I just finished The Technological Republic, by Alexander C. Karp and Nicholas W. Zamiska, CEO and head of corporate affairs, respectively, at Palantir Technologies. I was most of the way through the book when I saw it reviewed in the WSJ, a review which discloses hardly anything about what is actually in the book.
I will not review it here. I will say that the authors refer to and/or quote Thomas Hart Benton, Jackson Pollock, Jack Kerouac1, Rene Girard, Ralph Waldo Emerson, Isaiah Berlin, Herbert Hoover, and John Dewey. . .and that is just between pages 156 and 161. So the book reinforced my belief that one can find plenty of broad intellectual curiosity in the business community.
Remember what I wrote in my White Paper for a Network-Based University?
Many of the faculty will be in business. They may teach subjects about which they are passionate but that have no connection with their jobs. Or they may teach courses that convey skills that they use in their workplace. Some of their motivation will be to participate in the network, attracting students to join their firms. Some of their motivation will be a desire to teach and to connect with young people.
Speaking of new approaches to education, I’ve just started what I call “outside-in” reading of Who Needs College Anymore? by Kathleen deLaski. With non-fiction, first I read the cover material, then the introduction, then the conclusion or last chapter. Then I scan the table of contents and jump into the parts that seem most intriguing to me. Only after that do I read the book linearly, if I do so at all.

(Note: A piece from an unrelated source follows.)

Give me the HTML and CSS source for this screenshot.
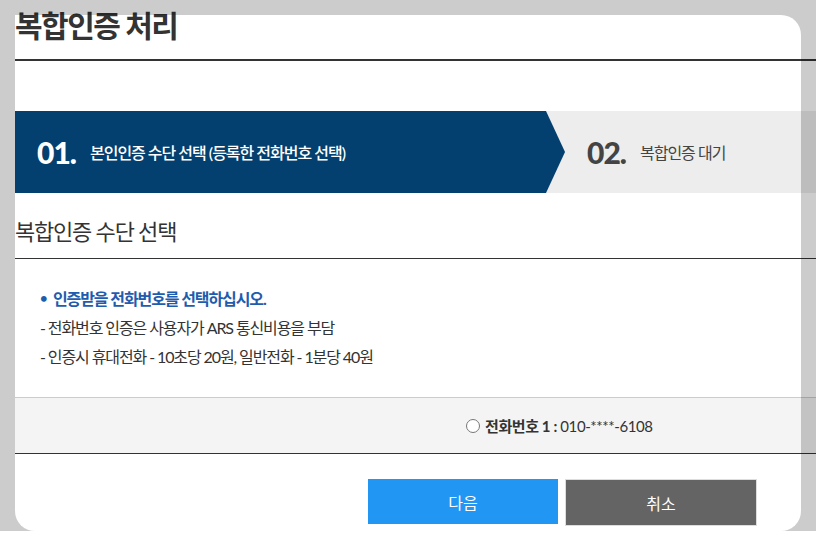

The good news is that deLaski seems willing to re-think higher education from the perspective of what young people need. But I may be more biased toward blowing up the current system than she would be.
The third book is Day of Infamy, by Walter Lord. First published in 1957. It interests me because I think of the October 7 attack by Hamas as more analogous to Pearl Harbor than to 9/11.
I wonder how Kerouac got in here. His Beat Generation opus, On the Road, came out in 1957, before even Boomers were old enough to read it. I read it in 1969, inspired by references in Tom Wolfe’s Electric Kool-Aid Acid Test. Karp, the more senior of the two authors, was 2 years old in 1969, the year that Kerouac died as a forgotten icon. So what the ????
For some reason, Jack Kerouac is pretty well-known in european academic/intellectual spheres. Karp having studied in Germany, maybe it’s where he picked it up.
Arnold wrote: "So the book reinforced my belief that one can find plenty of broad intellectual curiosity in the business community." Many academics suppose that this quality is found only among themselves, but they are mistaken. Before retirement as a tax and business lawyer I worked closely for years with business executives and found that a good many of them were far more intellectually perspicacious than academics or for that matter media figures recognize.